Keywords: machine learning, haar features, integral image, adaboost, classifier cascade
INTRODUCTION
Background
In the past few years, face recognition owned significant consideration and appreciated as one of the most promising applications in the field of image analysis. Face detection is considered a substantial part of face recognition operations. The method of face detection in pictures is complicated because of variability present across human faces such as pose, expression, position and orientation, skin colour, the presence of glasses or facial hair, differences in camera gain, lighting conditions, and image resolution.
Face Detection is the first and essential step for face recognition, and it is used to detect faces in the images. It is a part of object detection and can use in many areas such as security, biometrics, law enforcement, motion capture, marketing etc. The primary aim of face detection algorithms is to determine whether there is any face in an image or not.
In recent times, a lot of study work proposed in the field of Face Recognition and Face Detection to make it more advanced and accurate, but it made a revolution in this field when ViolaJones came with its RealTime Face Detector, which is capable of detecting the faces in realtime with high accuracy. ^{[1]}^{ }
The problem to be solved is detection of faces in an image. A human can do this easily, but a computer needs precise instructions and constraints. To make the task more manageable, Viola–Jones requires full view frontal upright faces. Thus in order to be detected, the entire face must point towards the camera and should not be tilted to either side. While it seems these constraints could diminish the algorithm's utility somewhat, because the detection step is most often followed by a recognition step, in practice these limits on pose are quite acceptable. ^{[1]}^{ }
Currently,we have even better methods for face detection, but they primarily involve tools such as Deep Learning,which require implementing Convolutional Neural Networks(CNNs) etc. Although this approach provides higher accuracy in the long run,it takes a longer time to train and is more resource intensive. Thus for designing an application for detecting faces using low powered hardware like FPGAs, the Viola Jones algorithm is the best option.
Statement of Problems
Implement the Viola Jones algorithm for face detection in a manner that the results of training can be used for detection using low powered devices.
Scope
The training was done assuming a fixed target size of 19X19 or 24X24 face sizes. This can be improved by allowing more flexibility in the feature extraction process.
METHODOLOGY
Concepts
The paper has three important contributions/aspects.The first is the introduction of a new image representation called the “Integral Image” which allows the features used by the detector to be computed very quickly. The second is a learning algorithm,based on AdaBoost,which selects a small number of critical visual features from a larger set and yields extremely efficient classifiers.The third contribution is a method for combining increasingly more complex classifiers in a “cascade” which allows background regions of the image to be quickly discarded while spending more computation on promising objectlike regions.The cascade can be viewed as an object specific focusofattention mechanism which unlike previous approaches provides statistical guarantees that discarded regions are unlikely to contain the object of interest. ^{[1]}^{ }
Feature extraction and integral images
Most approaches use the pixel values as input for the algorithm.But Viola and Jones introduced these new types of features,based on Haar wavelets:
The sum of the pixels in the unshaded rectangles are subtracted from the sum of the pixels in the shaded rectangles. It is easy to see that even for small images, there are a lot of features (162336 for a 24 x 24 image considering all positions and scales) ^{[2]}^{ }. To calculate so many features efficiently,the integral image representation was defined as follows:
s(x,y) denotes the cumulative row sum at pixel location (x,y),while ii(x,y) is the integral image value at the same location,and i(x,y) is the pixel value at that point.Thus,the integral image is nothing but the sum of pixel values above and to the left of a location.This sort of recursive relation has the added advantage of being employed in the following manner:
To calculate the sum of pixel values in the region D,we simply need to compute ii(1)+ii(4)ii(2)ii(3). It can be easily verified that this general procedure works for all cases.

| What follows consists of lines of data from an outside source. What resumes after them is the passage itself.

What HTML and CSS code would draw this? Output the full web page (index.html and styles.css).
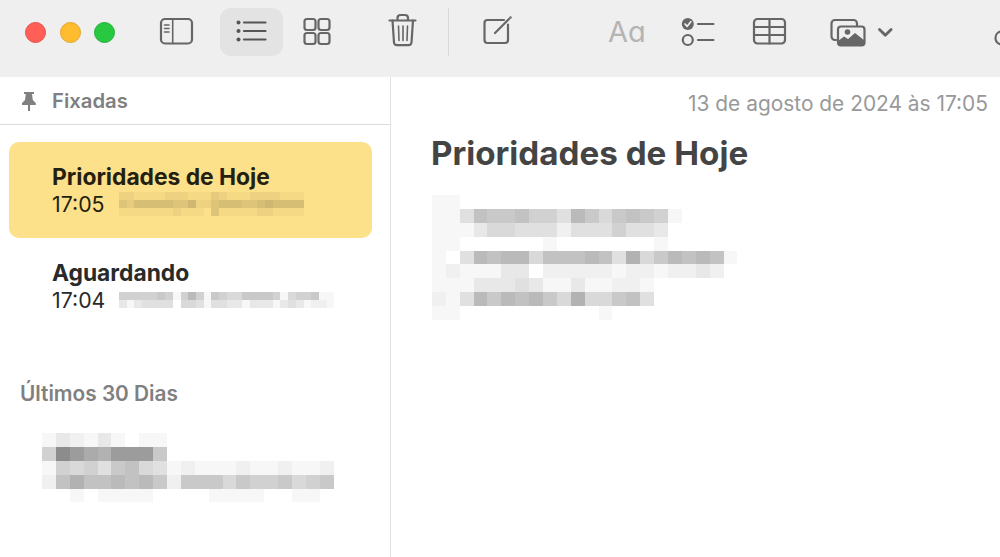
FILE: index.html
```html
<!DOCTYPE html>
<html lang="pt">
<head>
    <meta charset="UTF-8">
    <meta name="viewport" content="width=device-width, initial-scale=1.0">
    <title>Notas</title>
    <link rel="stylesheet" href="styles.css">
</head>
<body>

<div class="toolbar">
    <div class="lights">
        <span class="light light-red"></span>
        <span class="light light-yellow"></span>
        <span class="light light-green"></span>
    </div>

    <svg class="tool tool-side" width="36" height="48" viewBox="159 8 36 48">
        <rect x="161" y="19" width="31" height="24.5" rx="4"/>
        <path d="M172.7 19v24.5M164.5 25h4.5M164.5 28.500h4.500M164.500 32h4.500" class="thin"/>
    </svg>
    <svg class="tool tool-list" width="63" height="48" viewBox="220 8 63 48">
        <circle cx="238.500" cy="22.500" r="2" class="fill"/>
        <circle cx="238.500" cy="31" r="2" class="fill"/>
        <circle cx="238.500" cy="39.500" r="2" class="fill"/>
        <path d="M244 22.500h21.500M244 31h21.500M244 39.500h21.500"/>
    </svg>
    <svg class="tool tool-grid" width="28" height="48" viewBox="303 8 28 48">
        <rect x="304.500" y="19" width="11" height="11" rx="2.500"/>
        <rect x="318.500" y="19" width="11" height="11" rx="2.500"/>
        <rect x="304.500" y="33" width="11" height="11" rx="2.500"/>
        <rect x="318.500" y="33" width="11" height="11" rx="2.500"/>
    </svg>
    <svg class="tool tool-trash" width="30" height="48" viewBox="388 8 30 48">
        <path d="M389.500 20.500h26M397.500 20.500v-2.500a3 3 0 0 1 3-3h4.500a3 3 0 0 1 3 3v2.500"/>
        <path d="M392.500 20.500l1.500 22a3 3 0 0 0 3 2.700h11.500a3 3 0 0 0 3-2.700l1.500-22"/>
        <path d="M398.500 26l.5 14.500M403 26v14.500M407.500 26l-.5 14.500" class="thin"/>
    </svg>
    <div class="tool-divider"></div>
    <svg class="tool tool-compose" width="30" height="48" viewBox="483 8 30 48">
        <path d="M504 20h-16.500a3 3 0 0 0-3 3v17a3 3 0 0 0 3 3h17.500a3 3 0 0 0 3-3v-15.500"/>
        <path d="M495 33l14-14"/>
        <circle cx="510.500" cy="17.500" r="1.200" class="fill"/>
    </svg>
    <span class="tool-format">Aa</span>
    <svg class="tool tool-check" width="34" height="48" viewBox="681 8 34 48">
        <circle cx="687.800" cy="24" r="6" class="fill"/>
        <path d="M685 24l2.200 2.300 3.600-4.600" class="tick"/>
        <circle cx="687.800" cy="40" r="5"/>
        <path d="M698 24h15.500M698 40h15.500"/>
    </svg>
    <svg class="tool tool-table" width="35" height="48" viewBox="752 8 35 48">
        <rect x="754" y="19" width="31" height="24.500" rx="3.500"/>
        <path d="M754 27h31M754 35h31M769.500 19v24.500"/>
    </svg>
    <svg class="tool tool-media" width="64" height="48" viewBox="830 8 64 48">
        <path d="M836 40h-1a3.500 3.500 0 0 1-3.500-3.500v-13a3.500 3.500 0 0 1 3.500-3.500h18.500a3.500 3.500 0 0 1 3.500 3.500v2"/>
        <rect x="838" y="26.500" width="26.500" height="19" rx="3"/>
        <circle cx="847.500" cy="32" r="2.800" class="fill"/>
        <path d="M838 41l6-4.500 4 2.500 7-6 9.500 7.500v2a3 3 0 0 1-3 3h-20.500a3 3 0 0 1-3-3z" class="fill"/>
        <path d="M879.500 29.500l5.800 5.800 5.800-5.800" class="bold"/>
    </svg>
    <svg class="tool tool-share" width="6" height="48" viewBox="994 8 6 48">
        <path d="M1001 31.500a6.500 6.500 0 0 0-5.500 6.500 6.500 6.500 0 0 0 4 6"/>
    </svg>
</div>

<div class="layout">
    <div class="sidebar">
        <div class="pinned-head">
            <svg class="pin" width="16" height="20" viewBox="0 0 16 20">
                <path d="M3 1h10v2h-2l.8 6 3 3v2H1v-2l3-3 .8-6H3zM7 14h2v6H7z"/>
            </svg>
            <span>Fixadas</span>
        </div>

        <div class="note-row selected">
            <div class="note-title">Prioridades de Hoje</div>
            <div class="note-line">
                <span class="note-time">17:05</span>
                <div class="mosaic mosaic-small" data-rows="221111222111321112222111 435555544622455544565555 111111121110411111221111"></div>
            </div>
        </div>

        <div class="note-row">
            <div class="note-title">Aguardando</div>
            <div class="note-line">
                <span class="note-time">17:04</span>
                <div class="mosaic mosaic-small" data-rows="6666676169617655777761566711 3134444055414433133313431221"></div>
            </div>
        </div>

        <div class="section-title">Últimos 30 Dias</div>
        <div class="mosaic mosaic-large mosaic-recent" data-rows="132131011 6fdbaddd7 1656478541211121121120 28a8898972777576675670 00101111000011110011"></div>
    </div>

    <div class="editor">
        <div class="note-date">13 de agosto de 2024 às 17:05</div>
        <h1 class="editor-title">Prioridades de Hoje</h1>
        <div class="mosaic mosaic-large mosaic-body" data-rows="01100000000000 0114877866497578761 011135544424446443 01100000010000000100 010498995888984a5798981 01211133022222122122320 01113334311311221 02149798975a55784 01100000000001"></div>
    </div>
</div>

<script src="mosaic.js"></script>
</body>
</html>
```

FILE: styles.css
```css
* {
    box-sizing: border-box;
}
body {
    font-family: Inter, "Noto Sans", sans-serif;
    background-color: #fff;
    margin: 0;
    width: 1000px;
    height: 557px;
    overflow: hidden;
}

/* toolbar */
.toolbar {
    display: flex;
    height: 77px;
    padding: 8px 0 0 25px;
    background-color: #efefef;
    overflow: hidden;
}
.lights {
    display: flex;
    gap: 13.500px;
    align-items: center;
    height: 48px;
}
.light {
    width: 21px;
    height: 21px;
    border-radius: 50%;
}
.light-red {
    background-color: #ff5f57;
    border: 1px solid #e5504a;
}
.light-yellow {
    background-color: #febc2e;
    border: 1px solid #e2a52a;
}
.light-green {
    background-color: #28c840;
    border: 1px solid #25b13a;
}
.tool {
    flex: none;
    fill: none;
    stroke: #666;
    stroke-width: 2.2;
    stroke-linecap: round;
    stroke-linejoin: round;
}
.tool .fill {
    fill: #666;
    stroke: none;
}
.tool .thin {
    stroke-width: 1.6;
}
.tool .bold {
    stroke-width: 2.8;
}
.tool .tick {
    stroke: #efefef;
    stroke-width: 1.7;
}
.tool-side {
    margin-left: 44px;
}
.tool-list {
    margin-left: 25px;
    background-color: #e3e3e3;
    border-radius: 11px;
    stroke: #555;
}
.tool-list .fill {
    fill: #555;
}
.tool-grid {
    margin-left: 20px;
}
.tool-trash {
    margin-left: 57px;
}
.tool-divider {
    flex: none;
    width: 1px;
    height: 48px;
    margin-left: 30px;
    background-color: #d8d8d8;
}
.tool-compose {
    margin-left: 34px;
}
.tool-format {
    flex: none;
    width: 37px;
    height: 48px;
    margin-left: 95px;
    font-size: 29px;
    line-height: 48px;
    color: #b4b4b4;
    font-feature-settings: "cv11";
}
.tool-check {
    margin-left: 36px;
}
.tool-table {
    margin-left: 37px;
}
.tool-media {
    margin-left: 43px;
}
.tool-share {
    margin-left: 100px;
}

/* panes */
.layout {
    display: flex;
    height: 480px;
}
.sidebar {
    flex: none;
    width: 391px;
    border-right: 1px solid #e2e2e2;
}
.pinned-head {
    display: flex;
    align-items: center;
    height: 48px;
    padding: 0 0 0 21px;
    border-bottom: 1px solid #dcdcdc;
    font-size: 20.300px;
    font-weight: 600;
    color: #808080;
}
.pin {
    margin-right: 15px;
    fill: #808080;
}
.note-row {
    height: 96px;
    margin: 17px 18px 0 9px;
    padding: 21px 0 0 43px;
    border-radius: 10px;
    color: #2a2a2a;
}
.note-row.selected {
    background-color: #fde08a;
    color: #241f10;
}
.note-row + .note-row {
    margin-top: 0;
}
.note-title {
    font-size: 22.800px;
    font-weight: 700;
    line-height: 28px;
}
.note-line {
    display: flex;
    align-items: center;
    height: 25px;
}
.note-time {
    width: 67px;
    font-size: 21.300px;
}
.section-title {
    margin: 48px 0 0 20px;
    font-size: 20.800px;
    font-weight: 600;
    line-height: 24px;
    color: #808080;
}

/* blurred out text */
.mosaic {
    filter: blur(0.5px);
}
.mosaic-row {
    display: flex;
}
.mosaic-large .mosaic-cell {
    width: 13.900px;
    height: 13.900px;
}
.mosaic-small .mosaic-cell {
    width: 7.700px;
    height: 8px;
}
.mosaic-recent {
    margin: 27px 0 0 42px;
}

/* note pane */
.editor {
    flex: 1;
    padding: 15px 12px 0 27px;
}
.note-date {
    font-size: 20.900px;
    line-height: 24px;
    text-align: right;
    color: #999;
}
.editor-title {
    margin: 17px 0 0 13px;
    font-size: 33.200px;
    font-weight: 700;
    line-height: 40px;
    color: #444;
}
.mosaic-body {
    margin-top: 22px;
}
```

FILE: mosaic.js
```js
// Build the pixelated text blocks from their darkness values (one hex digit per cell)
document.querySelectorAll(".mosaic").forEach(block => {
    block.dataset.rows.split(" ").forEach(values => {
        const row = document.createElement("div");
        row.className = "mosaic-row";
        values.split("").forEach(value => {
            const cell = document.createElement("div");
            cell.className = "mosaic-cell";
            cell.style.backgroundColor = `rgba(0, 0, 0, ${parseInt(value, 16) * 0.03})`;
            row.appendChild(cell);
        });
        block.appendChild(row);
    });
});
```
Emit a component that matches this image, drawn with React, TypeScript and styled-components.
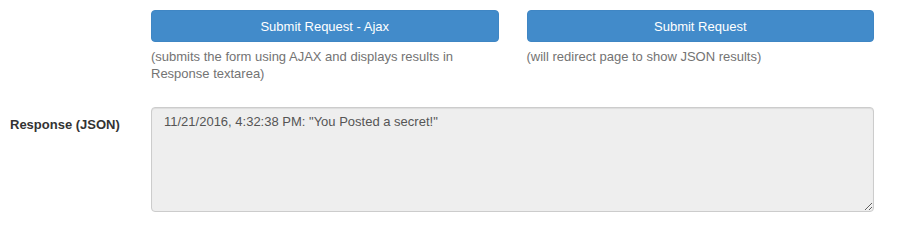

Builiding classifiers using Adaboost
For training, ViolaJones uses a variant of Adaboost. The general idea of boosting is for each subsequent weak classifier to correct the mistakes of the previous classifier. To do this, it assigns a weight to each training example, trains the classifiers, chooses the best classifier, and updates the weights according to the error of the classifier. Incorrectly labeled examples will get larger weights so they are correctly classified by the next classifier chosen.A weak classifier is simply a single feature classifier.
So we have the following algorithm :
1. Initialize the weights
2. Normalize the weights
3. Select the best weak classifier (based on the weighted error)
4. Update the weights based on the chosen classifiers error
5. Repeat steps 2–4 T times where T is the desired number of weak classifiers
Assigning weights
Initially we have the following weights for the i^{th} image
where p is the number of positive examples and n is the number of negative examples.
Building Weak classifiers
Each weak classifier is “weak” because by itself, it cannot accurately fulfill the classification task. Each weak classifier looks at a single feature( f ). It has both a threshold ( θ ) and a polarity ( p ) to determine the classification of a training example.The hypothesis function is as follows:
Polarity can be either 1 or 1. When p = 1, the weak classifier outputs a positive result when f(x) < θ, or the feature value is less than the threshold. When p = 1, the weak classifier outputs a positive result when f(x) > θ.
Selecting the threshold
Training the weak classifiers is the most computationally expensive piece of the algorithm because each time a new weak classifier is selected as the best one, all of them have to be retrained since the training examples are weighted differently. However, there is an efficient way to find the optimal threshold and polarity for a single weak classifier using the weights. First, sort the weights according to the feature value that they correspond to. Now iterate through the array of weights, and compute the error if the threshold was chosen to be that feature. Find the threshold and polarity with the minimum error. The possible values for a threshold are the values of the feature on each training example. The error can be measured by :
T is the sum total of all weights,while S is the sum of weights of examples seen so far. The superscripts + and  denote positive and negative samples respectively. This method is known as a decision stump.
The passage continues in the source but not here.